Spooner, Catherine (2023) Arrangements in White and Red. Volupte, 6 (2). pp. 141-151. ISSN 2515-0073
Full text not available from this repository.Abstract
This short story responds to the Royal Academy’s exhibition Whistler’s Woman in White: Joanna Hiffernan (2022) by centring Hiffernan’s role in the creation of Whistler’s Symphony in White No. 2: The Little White Girl (1864). At the time that Whistler and Hiffernan were collaborating on this painting, they were also attending séances at their neighbour Dante Gabriel Rossetti’s house, where Rossetti attempted to contact the ghost of his dead wife Elizabeth Siddal. The story takes note of Whistler’s comment that Hiffernan was ‘a bit of a medium’ (Macdonald 2022: 23). It reflects on the ghostly and spectral properties of the white dress and the different ways in which clothing haunts its protagonists.
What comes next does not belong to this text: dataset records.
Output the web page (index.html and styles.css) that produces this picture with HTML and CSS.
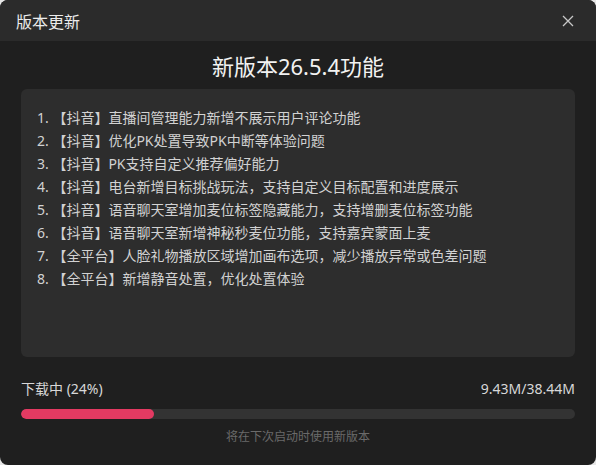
FILE: index.html
```html
<!DOCTYPE html>
<html lang="zh">
<head>
<meta charset="utf-8">
<link rel="stylesheet" href="styles.css">
</head>
<body>
<div class="window">
  <div class="titlebar">
    <span class="title">版本更新</span>
    <svg class="close" width="12" height="12" viewBox="0 0 12 12"><path d="M1 1L11 11M11 1L1 11" stroke="#c8c8c8" stroke-width="1.3" fill="none"/></svg>
  </div>
  <div class="main">
    <h1 class="heading">新版本26.5.4功能</h1>
    <div class="notes">
      <div class="item">1. 【抖音】直播间管理能力新增不展示用户评论功能</div>
      <div class="item">2. 【抖音】优化PK处置导致PK中断等体验问题</div>
      <div class="item">3. 【抖音】PK支持自定义推荐偏好能力</div>
      <div class="item">4. 【抖音】电台新增目标挑战玩法，支持自定义目标配置和进度展示</div>
      <div class="item">5. 【抖音】语音聊天室增加麦位标签隐藏能力，支持增删麦位标签功能</div>
      <div class="item">6. 【抖音】语音聊天室新增神秘秒麦位功能，支持嘉宾蒙面上麦</div>
      <div class="item">7. 【全平台】人脸礼物播放区域增加画布选项，减少播放异常或色差问题</div>
      <div class="item">8. 【全平台】新增静音处置，优化处置体验</div>
    </div>
    <div class="progress-row">
      <span>下载中 (24%)</span>
      <span>9.43M/38.44M</span>
    </div>
    <div class="track"><div class="fill" style="width:24%"></div></div>
    <div class="hint">将在下次启动时使用新版本</div>
  </div>
</div>
</body>
</html>
```
FILE: styles.css
```css
html, body {
  margin: 0;
  padding: 0;
  background: #e6e6e6;
}
.window {
  width: 596px;
  height: 465px;
  border-radius: 8px;
  overflow: hidden;
  background: #1f1f1f;
  font-family: "Noto Sans", "Noto Sans CJK SC", sans-serif;
  color: #d6d6d6;
}
.titlebar {
  height: 41px;
  background: #2b2b2b;
  display: flex;
  align-items: center;
  justify-content: space-between;
  padding: 0 22px 0 16px;
}
.title {
  font-size: 16px;
  color: #ececec;
}
.close {
  display: block;
}
.main {
  padding: 11px 21px 0;
  display: flex;
  flex-direction: column;
}
.heading {
  margin: 0;
  font-size: 22px;
  font-weight: 400;
  line-height: 28px;
  text-align: center;
  color: #f2f2f2;
}
.notes {
  margin-top: 9px;
  height: 268px;
  box-sizing: border-box;
  background: #2d2d2d;
  border-radius: 6px;
  padding: 17px 16px;
}
.item {
  font-size: 14px;
  line-height: 23px;
  color: #d2d2d2;
  white-space: nowrap;
}
.progress-row {
  margin-top: 23px;
  display: flex;
  justify-content: space-between;
  font-size: 14px;
  line-height: 18px;
  color: #d8d8d8;
}
.track {
  margin-top: 11px;
  height: 10px;
  border-radius: 5px;
  background: #333333;
  overflow: hidden;
}
.fill {
  height: 100%;
  border-radius: 5px;
  background: #e33a62;
}
.hint {
  margin-top: 10px;
  font-size: 12px;
  line-height: 16px;
  text-align: center;
  color: #6a6a6a;
}
```
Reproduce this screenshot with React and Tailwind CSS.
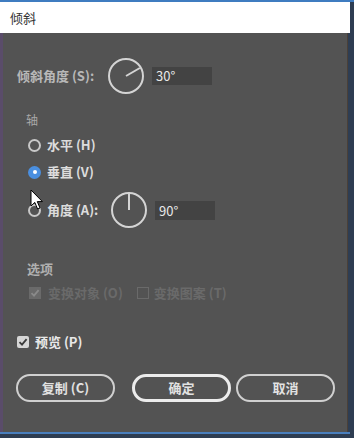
import React from "react";

const cjk = { fontFamily: '"Noto Sans CJK SC", "Liberation Sans", sans-serif' };

function Dial({ angle }) {
  // angle in degrees, 0 = pointing right, counter-clockwise
  const rad = (angle * Math.PI) / 180;
  const x2 = 19 + Math.cos(rad) * 16;
  const y2 = 19 - Math.sin(rad) * 16;
  return (
    <svg width="38" height="38" viewBox="0 0 38 38" className="shrink-0">
      <circle cx="19" cy="19" r="17" fill="none" stroke="#d4d4d4" strokeWidth="2" />
      <line x1="19" y1="19" x2={x2} y2={y2} stroke="#d4d4d4" strokeWidth="2" />
    </svg>
  );
}

function Radio({ checked }) {
  if (checked) {
    return (
      <span className="w-[13px] h-[13px] rounded-full bg-[#4a8fe0] flex items-center justify-center shrink-0">
        <span className="w-[4px] h-[4px] rounded-full bg-white" />
      </span>
    );
  }
  return <span className="w-[13px] h-[13px] rounded-full border-2 border-[#c8c8c8] shrink-0" />;
}

function Check({ color = "#3a3a3a" }) {
  return (
    <svg width="10" height="10" viewBox="0 0 10 10">
      <path d="M1.5 5.2 L4 7.6 L8.6 2.2" fill="none" stroke={color} strokeWidth="1.8" />
    </svg>
  );
}

function Cursor() {
  return (
    <svg width="14" height="22" viewBox="0 0 14 22" className="absolute left-[30px] top-[189px]">
      <path
        d="M1 1 L1 17 L4.8 13.4 L7.6 20 L10 19 L7.3 12.6 L12.4 12.6 Z"
        fill="#ffffff"
        stroke="#000000"
        strokeWidth="1"
        strokeLinejoin="round"
      />
    </svg>
  );
}

function Pill({ children, strong }) {
  return (
    <button
      className={
        "w-[99px] h-[28px] rounded-full flex items-center justify-center text-[13px] font-bold text-[#e2e2e2] shrink-0 " +
        (strong ? "border-[3px] border-[#ececec]" : "border-2 border-[#d0d0d0]")
      }
    >
      {children}
    </button>
  );
}

export default function App() {
  return (
    <div className="w-[354px] h-[438px] bg-[#2e3d52] relative overflow-hidden" style={cjk}>
      <div className="h-[2px] bg-[#3f7cc0]" />
      <div className="w-[350px] h-[31px] bg-white flex items-center pl-[10px] text-[13px] text-[#333]">
        倾斜
      </div>

      <div className="w-[348px] h-[399px] bg-[#535353] border-l-[3px] border-l-[#5a4c6a] border-r border-r-[#4a4038] flex flex-col">
        <div className="mt-[24px] h-[38px] flex items-center pl-[14px]">
          <span className="text-[13px] font-bold text-[#b8b8b8] w-[90px]">倾斜角度 (S):</span>
          <Dial angle={30} />
          <div className="ml-[7px] w-[60px] h-[18px] bg-[#434343] text-[#e8e8e8] text-[13px] leading-[18px] pl-[4px]">
            30°
          </div>
        </div>

        <div className="mt-[17px] h-[16px] pl-[23px] text-[12px] leading-[16px] text-[#a8a8a8]">轴</div>

        <div className="mt-[9px] h-[16px] pl-[25px] flex items-center gap-[6px]">
          <Radio />
          <span className="text-[13px] font-bold text-[#dcdcdc]">水平 (H)</span>
        </div>

        <div className="mt-[11px] h-[16px] pl-[25px] flex items-center gap-[6px]">
          <Radio checked />
          <span className="text-[13px] font-bold text-[#dcdcdc]">垂直 (V)</span>
        </div>

        <div className="mt-[11px] h-[38px] pl-[25px] flex items-center">
          <Radio />
          <span className="ml-[6px] w-[63px] text-[13px] font-bold text-[#dcdcdc]">角度 (A):</span>
          <Dial angle={90} />
          <div className="ml-[7px] w-[60px] h-[19px] bg-[#434343] text-[#e8e8e8] text-[13px] leading-[19px] pl-[4px]">
            90°
          </div>
        </div>

        <div className="mt-[32px] h-[16px] pl-[24px] text-[13px] leading-[16px] font-bold text-[#b0b0b0]">选项</div>

        <div className="mt-[8px] h-[16px] pl-[26px] flex items-center text-[13px] font-bold text-[#6a6a6a]">
          <span className="w-[12px] h-[12px] bg-[#6a6a6a] flex items-center justify-center">
            <Check color="#8a8a8a" />
          </span>
          <span className="ml-[7px]">变换对象 (O)</span>
          <span className="ml-[14px] w-[12px] h-[12px] border border-[#6a6a6a]" />
          <span className="ml-[5px]">变换图案 (T)</span>
        </div>

        <div className="mt-[33px] h-[16px] pl-[14px] flex items-center">
          <span className="w-[12px] h-[12px] bg-[#d6d6d6] rounded-[2px] flex items-center justify-center">
            <Check />
          </span>
          <span className="ml-[6px] text-[13px] font-bold text-[#e8e8e8]">预览 (P)</span>
        </div>

        <div className="mt-[24px] pl-[13px] flex">
          <Pill>复制 (C)</Pill>
          <div className="ml-[17px]">
            <Pill strong>确定</Pill>
          </div>
          <div className="ml-[5px]">
            <Pill>取消</Pill>
          </div>
        </div>
      </div>

      <div className="w-[350px] h-[2px] bg-[#4a7fbd]" />
      <Cursor />
    </div>
  );
}
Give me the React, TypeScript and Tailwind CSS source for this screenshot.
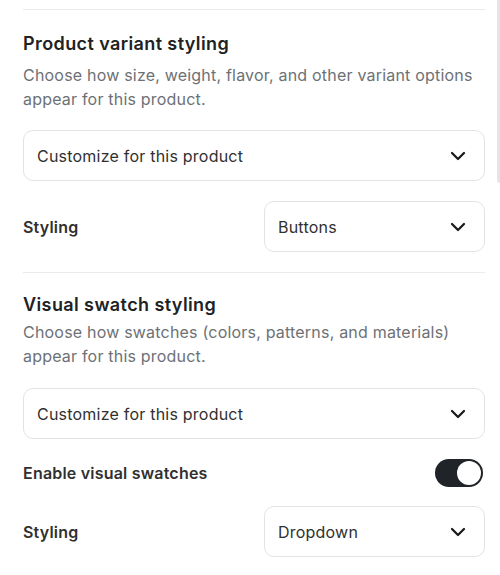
import { ChevronDown } from 'lucide-react';

interface SelectBoxProps {
    value: string;
}

const SelectBox = ({ value }: SelectBoxProps) => {
    return (
        <div className="flex h-[51px] items-center justify-between rounded-[10px] border border-[#e3e3e3] bg-white pl-[13px] pr-[14px]">
            <span className="text-[16px] tracking-[0.22px] text-[#303030]">{value}</span>
            <ChevronDown size={24} strokeWidth={2.25} className="text-[#1a1a1a]" />
        </div>
    );
};

const StylingRow = ({ value }: SelectBoxProps) => {
    return (
        <div className="grid grid-cols-2 items-center gap-5">
            <span className="text-[16px] font-semibold tracking-[0.2px] text-[#303030]">Styling</span>
            <SelectBox value={value} />
        </div>
    );
};

const Toggle = ({ on }: { on: boolean }) => {
    return (
        <div className={`flex h-7 w-12 items-center rounded-full p-[2px] ${on ? 'justify-end bg-[#202327]' : 'justify-start bg-[#d4d4d4]'}`}>
            <div className="h-6 w-6 rounded-full bg-white" />
        </div>
    );
};

export default function App() {
    return (
        <div className="relative h-[575px] w-[500px] overflow-hidden bg-white" style={{ fontFamily: 'Inter, "Noto Sans", sans-serif' }}>
            {/* scrollbar thumb */}
            <div className="absolute right-0 top-0 h-[183px] w-[3px] rounded-bl-sm bg-[#e5e5e5]" />

            <div className="ml-[23px] w-[462px] pt-[9px]">
                <div className="h-px bg-[#ebebeb]" />

                {/* Product variant styling */}
                <section className="pt-5 pb-5">
                    <h2 className="text-[18px] font-semibold leading-7 tracking-[0.4px] text-[#202223]">Product variant styling</h2>
                    <p className="mt-[5px] text-[16px] leading-6 tracking-[0.2px] text-[#6d7175]">
                        Choose how size, weight, flavor, and other variant options appear for this product.
                    </p>
                    <div className="mt-[19px]">
                        <SelectBox value="Customize for this product" />
                    </div>
                    <div className="mt-5">
                        <StylingRow value="Buttons" />
                    </div>
                </section>

                <div className="h-px bg-[#ebebeb]" />

                {/* Visual swatch styling */}
                <section className="pt-[18px]">
                    <h2 className="text-[18px] font-semibold leading-7 tracking-[0.4px] text-[#202223]">Visual swatch styling</h2>
                    <p className="mt-px text-[16px] leading-6 tracking-[0.2px] text-[#6d7175]">
                        Choose how swatches (colors, patterns, and materials) appear for this product.
                    </p>
                    <div className="mt-5">
                        <SelectBox value="Customize for this product" />
                    </div>
                    <div className="mt-5 flex h-7 items-center justify-between pr-[2px]">
                        <span className="text-[16px] font-semibold tracking-[0.2px] text-[#303030]">Enable visual swatches</span>
                        <Toggle on={true} />
                    </div>
                    <div className="mt-[19px]">
                        <StylingRow value="Dropdown" />
                    </div>
                </section>
            </div>
        </div>
    );
}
It also considers the different ways in which fabric, or canvas, can be marked – through blood stains, dirt and brush strokes. In doing so it restores Hiffernan’s imagined perspective to the account of the painting’s creation, drawing connections between modelling, and the séance, as kinds of performance. The story is informed by my ongoing research into the cultural history of the white dress (monograph forthcoming with Bloomsbury in 2024-5). It draws on William Michael Rossetti’s record of later séances held by his brother, recently brought to scholarly attention by J.B. Bullen, Rosalind White and J.A. Beaky in Pre-Raphaelites in the Spirit World (2021) as well as on Margaret F. Macdonald’s revisionary work on Hiffernan’s role in the creation of the Symphony in White paintings (2022) and other biographical accounts of her relationship with Whistler. It uses fiction as an alternative means of thinking through cultural constructions of whiteness, by embedding them in specific points of view and moments of emotional affect, not readily accounted for in academic writing. It is accompanied by a brief reflective commentary elucidating the research process.